Thanks for sharing that. So, maybe next you can tell us a bit more about your work?
I am a queer Chicana from Santa Monica, California who is passionate about poetry and social justice. I am a school social worker and a poet. I wrote a book of poems last year, titled Confessions of a Chicana with a Broken Tongue, and continue to write poetry. I enjoy working with youth and doing community work.

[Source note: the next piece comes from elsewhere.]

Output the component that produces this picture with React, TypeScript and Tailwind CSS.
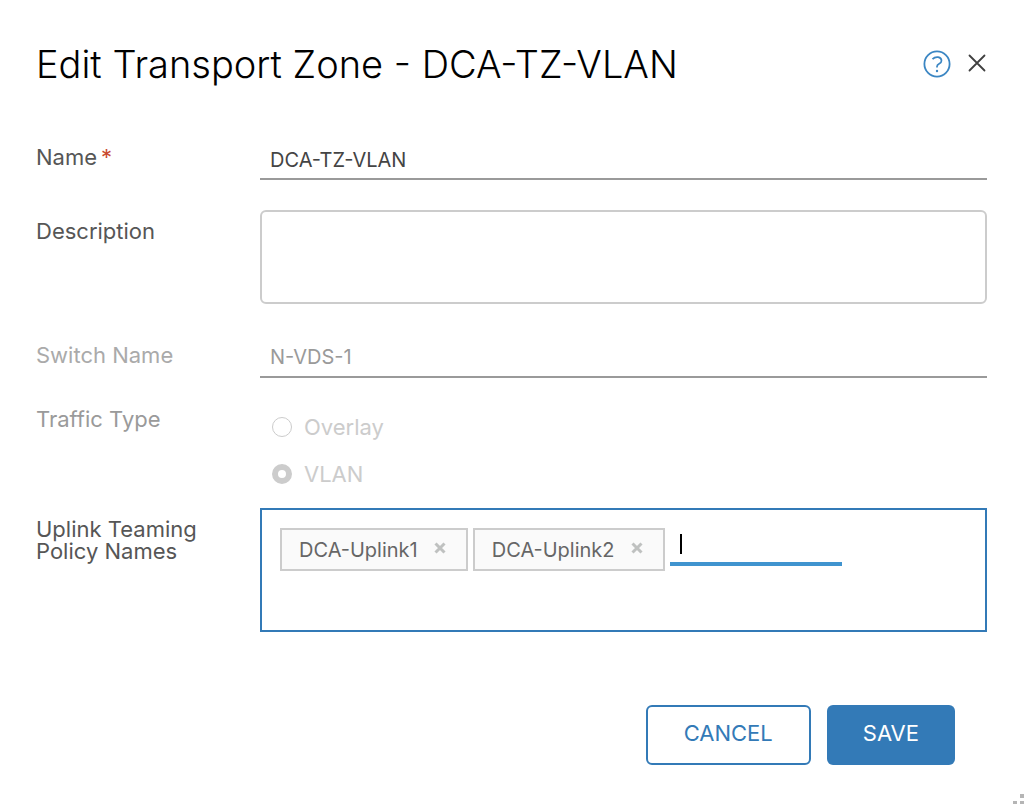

What are your plans for the future?
A line from one of the poems in my book reads, “I’m working on staying in the present more, living in the future less, and not dwelling on my past mistakes.” Although I wrote those words a while back, I continue to put them into practice every day. In the past, I would compartmentalize my life, as I and many others were taught we should. You have your role as a professional, as a daughter, a cousin, a friend – got your side hustle, your alone time, romantic relationships, and everything in between. I used to think of myself as a social worker by day, a poet by night, and all the other things fit in when they could. But I’ve come to realize that the truth is, I can be all of those things in the present moment. I am continuing to focus on my passion of writing while finding balance in all aspects of life. In the near future, I am planning on finishing and publishing another book. Down the line, I would love to mentor youth in creative writing and get more involved in the poetry community by creating my own journal/magazine to give young folks a platform to get published. More specifically, I want to be able amplify the voices of BIPOC and queer youth by providing them with adequate opportunities and resources to showcase their work. My hope is that I can provide a space for young folks to be able to express themselves creatively to help them gain confidence, understand themselves better, and even find their passion – like the world of poetry has done for me.